On March 1, 2012, gmagee posted the following comment in connection with the following May 2011 Crab nebula posting http://starburstfound.org/superwaveblog/?p=157. He notes:
“Researchers now acknowledge that the center of the high energy emission in the Crab nebula is offset slightly from the pulsar. They formulate a energy displacement and wind theory to explain this phenomenon.”
I agree that indeed the astronomical community has finally caught on that the center of high-energy emission in the Crab nebula is offset from the pulsar, although I had already pointed this out 29 years ago. The above referenced February 16, 2012 physorg press release posting relates:
“In this new research Aharonian and his team traced back the energy emissions from the nebula and found that it didn’t lead straight to the pulsar, but to a point somewhat near to it. To explain this, they’ve come up with a theory that suggests that the energy from the pulsar moves away from the pulsar into the rest of the nebula, where it is captured by a wind that carries it out into space.”

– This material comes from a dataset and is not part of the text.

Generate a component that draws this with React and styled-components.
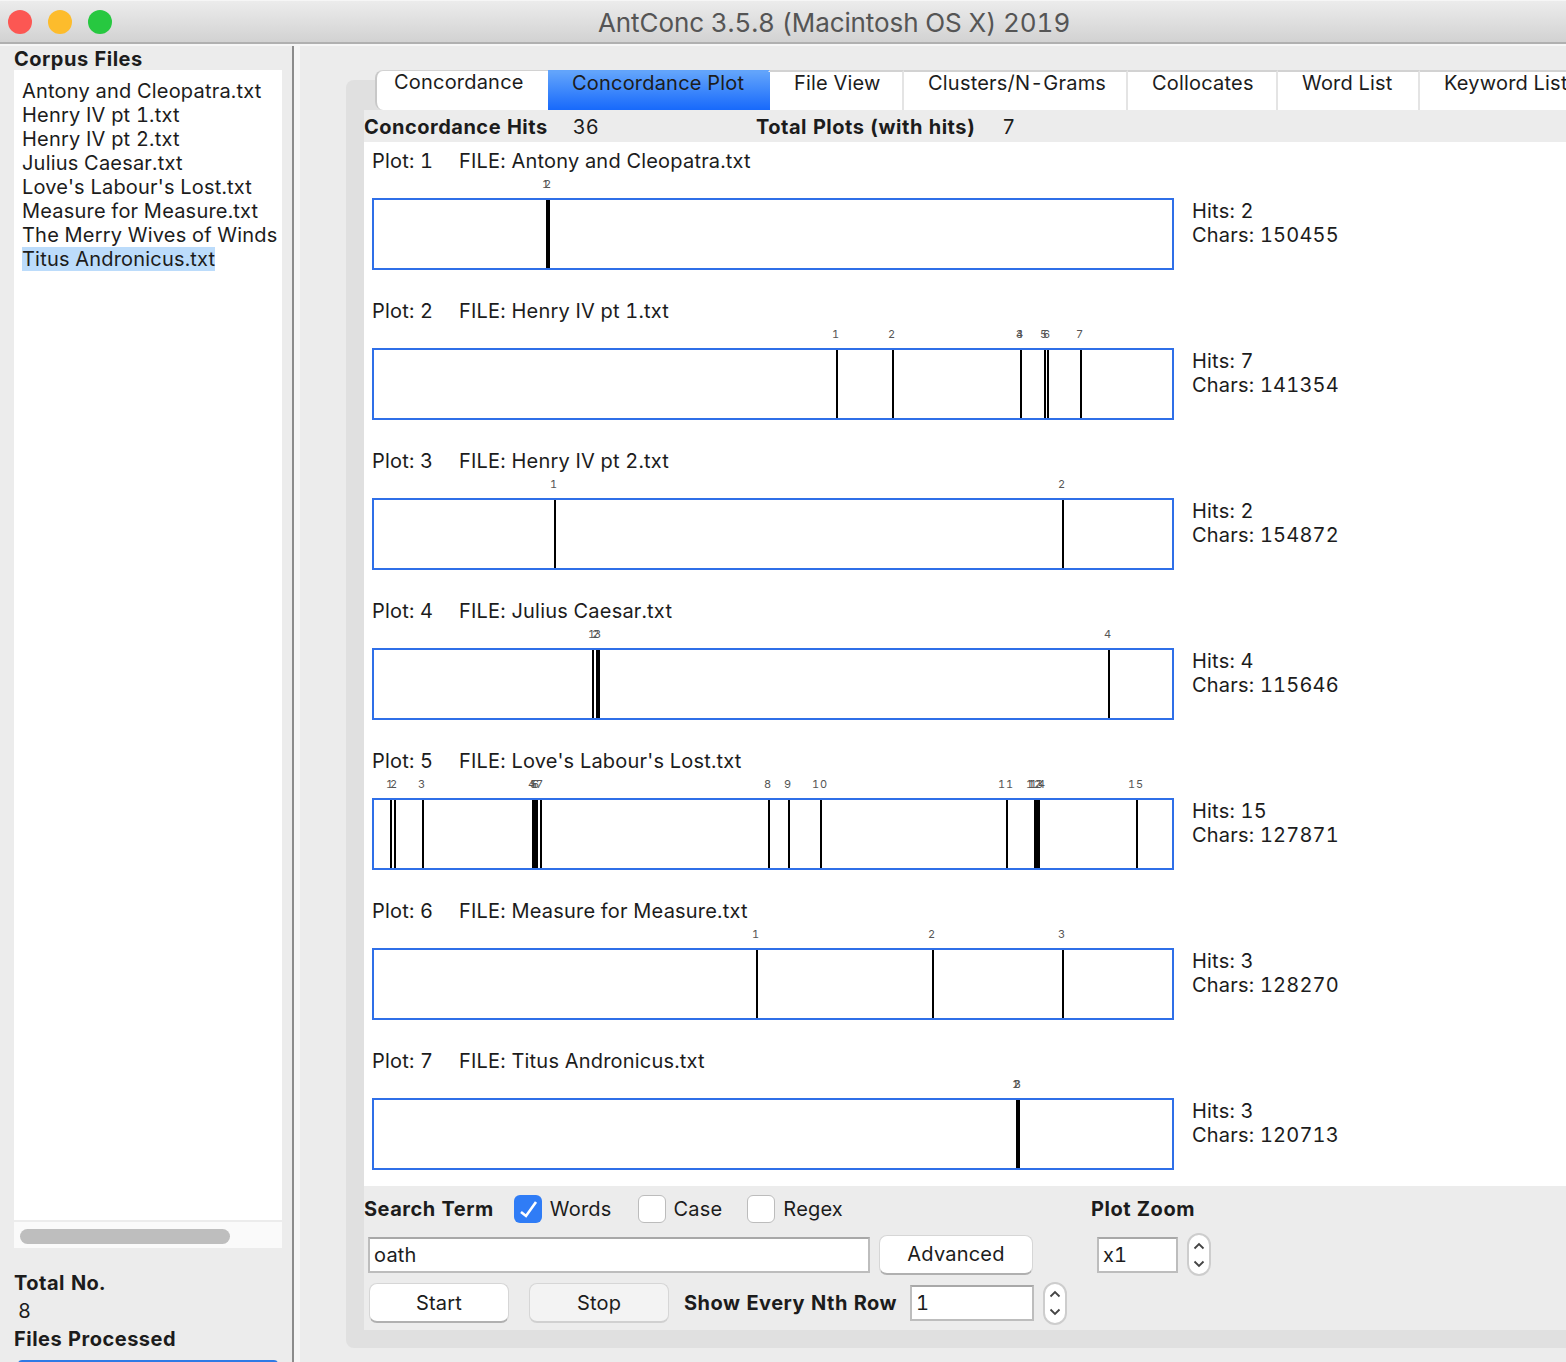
import styled, { createGlobalStyle } from "styled-components";

const BOX_ORIGIN = 374;

const files = [
    "Antony and Cleopatra.txt",
    "Henry IV pt 1.txt",
    "Henry IV pt 2.txt",
    "Julius Caesar.txt",
    "Love's Labour's Lost.txt",
    "Measure for Measure.txt",
    "The Merry Wives of Winds",
    "Titus Andronicus.txt",
];

const plots = [
    { file: "Antony and Cleopatra.txt", chars: 150455, marks: [547, 549] },
    { file: "Henry IV pt 1.txt", chars: 141354, marks: [837, 893, 1021, 1021, 1045, 1048, 1081] },
    { file: "Henry IV pt 2.txt", chars: 154872, marks: [555, 1063] },
    { file: "Julius Caesar.txt", chars: 115646, marks: [593, 597, 599, 1109] },
    {
        file: "Love's Labour's Lost.txt",
        chars: 127871,
        marks: [391, 395, 423, 533, 535, 537, 541, 769, 789, 821, 1007, 1035, 1037, 1039, 1137],
    },
    { file: "Measure for Measure.txt", chars: 128270, marks: [757, 933, 1063] },
    { file: "Titus Andronicus.txt", chars: 120713, marks: [1017, 1018, 1019] },
];

const tabs = [
    { label: "Concordance", width: 173, pad: 17, first: true },
    { label: "Concordance Plot", width: 222, pad: 24, active: true },
    { label: "File View", width: 134, pad: 24 },
    { label: "Clusters/N-Grams", width: 224, pad: 24 },
    { label: "Collocates", width: 150, pad: 24 },
    { label: "Word List", width: 142, pad: 24 },
    { label: "Keyword List", width: 180, pad: 24 },
];

const Stepper = () => (
    <StepperBox>
        <svg width="12" height="34" viewBox="0 0 12 34" fill="none" stroke="#444" strokeWidth="1.8">
            <path d="M1.5 10.5 L6 6 L10.5 10.5" />
            <path d="M1.5 23.5 L6 28 L10.5 23.5" />
        </svg>
    </StepperBox>
);

const App = () => {
    return (
        <Window>
            <GlobalStyle />
            <TitleBar>
                <Light $color="#fc5753" />
                <Light $color="#fdbc2c" />
                <Light $color="#27c840" />
                <Title>AntConc 3.5.8 (Macintosh OS X) 2019</Title>
            </TitleBar>

            <Body>
                <Sidebar>
                    <Heading>Corpus Files</Heading>
                    <FileList>
                        {files.map((name, i) => (
                            <FileRow key={name}>
                                <FileName $selected={i === files.length - 1}>{name}</FileName>
                            </FileRow>
                        ))}
                    </FileList>
                    <ScrollTrack><ScrollThumb /></ScrollTrack>
                    <TotalBlock>
                        <Heading>Total No.</Heading>
                        <TotalValue>8</TotalValue>
                        <Heading>Files Processed</Heading>
                    </TotalBlock>
                    <Progress />
                </Sidebar>

                <Splitter />

                <Main>
                    <TabPane>
                        <TabStrip>
                            {tabs.map((t) => (
                                <Tab key={t.label} $width={t.width} $pad={t.pad} $active={t.active} $first={t.first}>
                                    {t.label}
                                </Tab>
                            ))}
                        </TabStrip>

                        <Content>
                            <StatsRow>
                                <Heading>Concordance Hits</Heading>
                                <StatValue $left={25}>36</StatValue>
                                <Heading $left={157}>Total Plots (with hits)</Heading>
                                <StatValue $left={27}>7</StatValue>
                            </StatsRow>

                            <PlotArea>
                                {plots.map((plot, i) => (
                                    <PlotRow key={plot.file}>
                                        <PlotTitle>
                                            <PlotNo>Plot: {i + 1}</PlotNo>
                                            <span>FILE: {plot.file}</span>
                                        </PlotTitle>
                                        <PlotBody>
                                            <PlotBox>
                                                {plot.marks.map((x, n) => (
                                                    <span key={n}>
                                                        <TickLabel style={{ left: x - 1 - BOX_ORIGIN }}>{n + 1}</TickLabel>
                                                        <Mark style={{ left: x - 1 - BOX_ORIGIN }} />
                                                    </span>
                                                ))}
                                            </PlotBox>
                                            <PlotInfo>
                                                <div>Hits: {plot.marks.length}</div>
                                                <div>Chars: {plot.chars}</div>
                                            </PlotInfo>
                                        </PlotBody>
                                    </PlotRow>
                                ))}
                            </PlotArea>

                            <Controls>
                                <ControlRow $height={46}>
                                    <Heading>Search Term</Heading>
                                    <Checkbox $checked $left={20}>
                                        <svg width="28" height="28" viewBox="0 0 28 28" fill="none" stroke="#fff" strokeWidth="2.6">
                                            <path d="M7 17 L12 21 L22 7" />
                                        </svg>
                                    </Checkbox>
                                    <CheckLabel>Words</CheckLabel>
                                    <Checkbox $left={26} />
                                    <CheckLabel>Case</CheckLabel>
                                    <Checkbox $left={25} />
                                    <CheckLabel>Regex</CheckLabel>
                                    <Heading $left={248}>Plot Zoom</Heading>
                                </ControlRow>

                                <ControlRow $height={45}>
                                    <Field $width={502} $left={4}>oath</Field>
                                    <MacButton $width={154} $height={40} $left={9}>Advanced</MacButton>
                                    <Field $width={81} $left={64}>x1</Field>
                                    <Stepper />
                                </ControlRow>

                                <ControlRow $height={52}>
                                    <MacButton $width={140} $height={40} $left={5}>Start</MacButton>
                                    <MacButton $width={140} $height={40} $left={20} $disabled>Stop</MacButton>
                                    <Heading $left={15}>Show Every Nth Row</Heading>
                                    <Field $width={124} $left={13}>1</Field>
                                    <Stepper />
                                </ControlRow>
                            </Controls>
                        </Content>
                    </TabPane>
                </Main>
            </Body>
        </Window>
    );
};

const GlobalStyle = createGlobalStyle`
    html, body {
        margin: 0;
        padding: 0;
        background: #ececec;
    }
    * {
        box-sizing: border-box;
    }
`;

const Window = styled.div`
    width: 1566px;
    height: 1362px;
    overflow: hidden;
    display: flex;
    flex-direction: column;
    background-color: #ececec;
    color: #1c1c1c;
    font-family: Inter, "Liberation Sans", sans-serif;
    font-size: 20px;
    font-variant-numeric: tabular-nums;
    letter-spacing: 0.2px;
    line-height: 24px;
`;

const TitleBar = styled.div`
    display: flex;
    align-items: center;
    flex: none;
    height: 44px;
    padding: 0 0 0 8px;
    gap: 16px;
    background: linear-gradient(#ececec, #d2d2d2);
    border-top: 1px solid #f6f6f6;
    border-bottom: 2px solid #b0b0b0;
`;

const Light = styled.div`
    width: 24px;
    height: 24px;
    border-radius: 50%;
    background-color: ${(p) => p.$color};
`;

const Title = styled.div`
    margin-left: 470px;
    padding-top: 2px;
    font-size: 26px;
    letter-spacing: -0.1px;
    color: #555;
`;

const Body = styled.div`
    display: flex;
    flex: 1;
    min-height: 0;
    padding-top: 2px;
    background-color: #f6f6f6;
`;

const Sidebar = styled.div`
    position: relative;
    flex: none;
    width: 292px;
    padding: 1px 10px 0 14px;
    background-color: #ececec;
`;

const Heading = styled.div`
    flex: none;
    margin-left: ${(p) => p.$left || 0}px;
    font-weight: 700;
    font-size: 20px;
    letter-spacing: 0.5px;
    white-space: nowrap;
`;

const FileList = styled.div`
    height: 1150px;
    padding: 9px 0 0 8px;
    background-color: #fff;
    margin-top: -1px;
`;

const FileRow = styled.div`
    height: 24px;
    white-space: nowrap;
`;

const FileName = styled.span`
    display: inline-block;
    height: 24px;
    background-color: ${(p) => (p.$selected ? "#bcdcfb" : "transparent")};
`;

const ScrollTrack = styled.div`
    height: 26px;
    margin-top: 2px;
    padding: 7px 6px;
    background-color: #fafafa;
`;

const ScrollThumb = styled.div`
    width: 210px;
    height: 15px;
    border-radius: 8px;
    background-color: #bebebe;
`;

const TotalBlock = styled.div`
    margin-top: 23px;
`;

const TotalValue = styled.div`
    height: 32px;
    padding: 4px 0 0 4px;
`;

const Progress = styled.div`
    position: absolute;
    left: 18px;
    bottom: -8px;
    width: 260px;
    height: 10px;
    border-radius: 4px;
    background-color: #2e7ae6;
`;

const Splitter = styled.div`
    flex: none;
    width: 2px;
    background-color: #8c8c8c;
`;

const Main = styled.div`
    flex: 1;
    min-width: 0;
    padding: 34px 0 0 46px;
    margin-left: 6px;
    background-color: #ececec;
    overflow: hidden;
`;

const TabPane = styled.div`
    display: flow-root;
    width: 1300px;
    height: 1268px;
    padding: 0 0 18px 18px;
    border-radius: 8px;
    background-color: #e0e0e0;
`;

const TabStrip = styled.div`
    display: flex;
    height: 40px;
    margin: -10px 0 0 11px;
`;

const Tab = styled.div`
    flex: none;
    width: ${(p) => p.$width}px;
    padding: 0 0 0 ${(p) => p.$pad}px;
    white-space: nowrap;
    line-height: 22px;
    background: ${(p) => (p.$active ? "linear-gradient(#62a4fb, #1769fb)" : "#fff")};
    border-top: 2px solid ${(p) => (p.$active ? "#62a4fb" : "#d2d2d2")};
    border-right: 2px solid ${(p) => (p.$active ? "transparent" : "#e4e4e4")};
    ${(p) => p.$first && "border-left: 2px solid #c8c8c8; border-radius: 8px 0 0 8px; border-right: none; border-top: 1px solid #d2d2d2;"}
`;

const Content = styled.div`
    height: 1220px;
    background-color: #ececec;
`;

const StatsRow = styled.div`
    display: flex;
    align-items: center;
    height: 32px;
    padding-top: 2px;
`;

const StatValue = styled.div`
    margin-left: ${(p) => p.$left}px;
`;

const PlotArea = styled.div`
    height: 1044px;
    background-color: #fff;
`;

const PlotRow = styled.div`
    height: 150px;
    padding: 7px 0 0 8px;
`;

const PlotTitle = styled.div`
    display: flex;
    height: 24px;
    white-space: nowrap;
`;

const PlotNo = styled.span`
    width: 87px;
`;

const PlotBody = styled.div`
    display: flex;
    margin-top: 25px;
    gap: 18px;
`;

const PlotBox = styled.div`
    position: relative;
    flex: none;
    width: 802px;
    height: 72px;
    border: 2px solid #2f6fe8;
`;

const Mark = styled.div`
    position: absolute;
    top: 0;
    width: 2px;
    height: 68px;
    background-color: #000;
`;

const TickLabel = styled.div`
    position: absolute;
    top: -23px;
    font-size: 11px;
    letter-spacing: 0.8px;
    line-height: 14px;
    color: #555;
    transform: translateX(-50%);
`;

const PlotInfo = styled.div`
    padding-top: 1px;
    white-space: nowrap;
`;

const Controls = styled.div`
    height: 144px;
`;

const ControlRow = styled.div`
    display: flex;
    align-items: center;
    height: ${(p) => p.$height}px;
`;

const Checkbox = styled.div`
    flex: none;
    display: flex;
    align-items: center;
    justify-content: center;
    width: 28px;
    height: 28px;
    margin-left: ${(p) => p.$left}px;
    border-radius: 6px;
    background-color: ${(p) => (p.$checked ? "#2f7cf6" : "#fff")};
    border: ${(p) => (p.$checked ? "none" : "1px solid #bcbcbc")};
`;

const CheckLabel = styled.div`
    margin-left: 8px;
`;

const Field = styled.div`
    flex: none;
    width: ${(p) => p.$width}px;
    height: 36px;
    margin-left: ${(p) => p.$left}px;
    padding: 4px 0 0 4px;
    background-color: #fff;
    border: 2px solid #bdbdbd;
    border-top-color: #a8a8a8;
`;

const MacButton = styled.div`
    flex: none;
    display: flex;
    align-items: center;
    justify-content: center;
    width: ${(p) => p.$width}px;
    height: ${(p) => p.$height}px;
    margin-left: ${(p) => p.$left}px;
    border-radius: 8px;
    background-color: ${(p) => (p.$disabled ? "#f3f3f3" : "#fff")};
    border: 1px solid #d6d6d6;
    border-bottom: 2px solid ${(p) => (p.$disabled ? "#d0d0d0" : "#b0b0b0")};
`;

const StepperBox = styled.div`
    flex: none;
    display: flex;
    align-items: center;
    justify-content: center;
    width: 24px;
    height: 43px;
    margin-left: 9px;
    border-radius: 12px;
    background-color: #fff;
    border: 2px solid #cdcdcd;
`;

export default App;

Back in 1983, in Chapter 5 of my dissertation, I had made the following point, noting this offset as evidence that the pulsar is not energizing the Crab nebula remnant:
“The Crab pulsar is located conspicuously off center from the nebula’s X-ray emission peak; see Figure 5.9 (Harnden, 1983) and Figure 5-F. The majority of the X-ray emission comes from a region about 25 X 65 arc seconds (0.8 X 2 l.y.) in extent which is centered northwest of the pulsar by about 20 arc seconds (0.6 l.y.) [in the plane of the sky]. As mentioned earlier, the X-ray and gamma-ray region is the critical portion of the spectrum which demands that cosmic rays be continuously injected. So, the proximity of the X-ray emission region to the pulsar should be of critical importance. The fact that this emission is not centered on the pulsar strongly suggests that the pulsar is not the source of the inferred relativistic particles.”
I also made a similar point in an Earth, Moon, and Planets paper published in 1987. Aharonian’s team apparently ignored what I had said, or else had not read my paper, and in the face of this contrary evidence maintains the standard incorrect conclusion that the Crab pulsar is energizing the nebula. As I pointed out in these past references, the lifetime of cosmic rays producing the X-ray emission is as short as a few months whereas the time for energizing cosmic ray electrons to propagate from the pulsar to this central hot spot would be at least a year. So cosmic ray emissions from the pulsar would be unable to make the journey. In conclusion, I don’t find the theory suggested by the Aharonian team to be very convincing.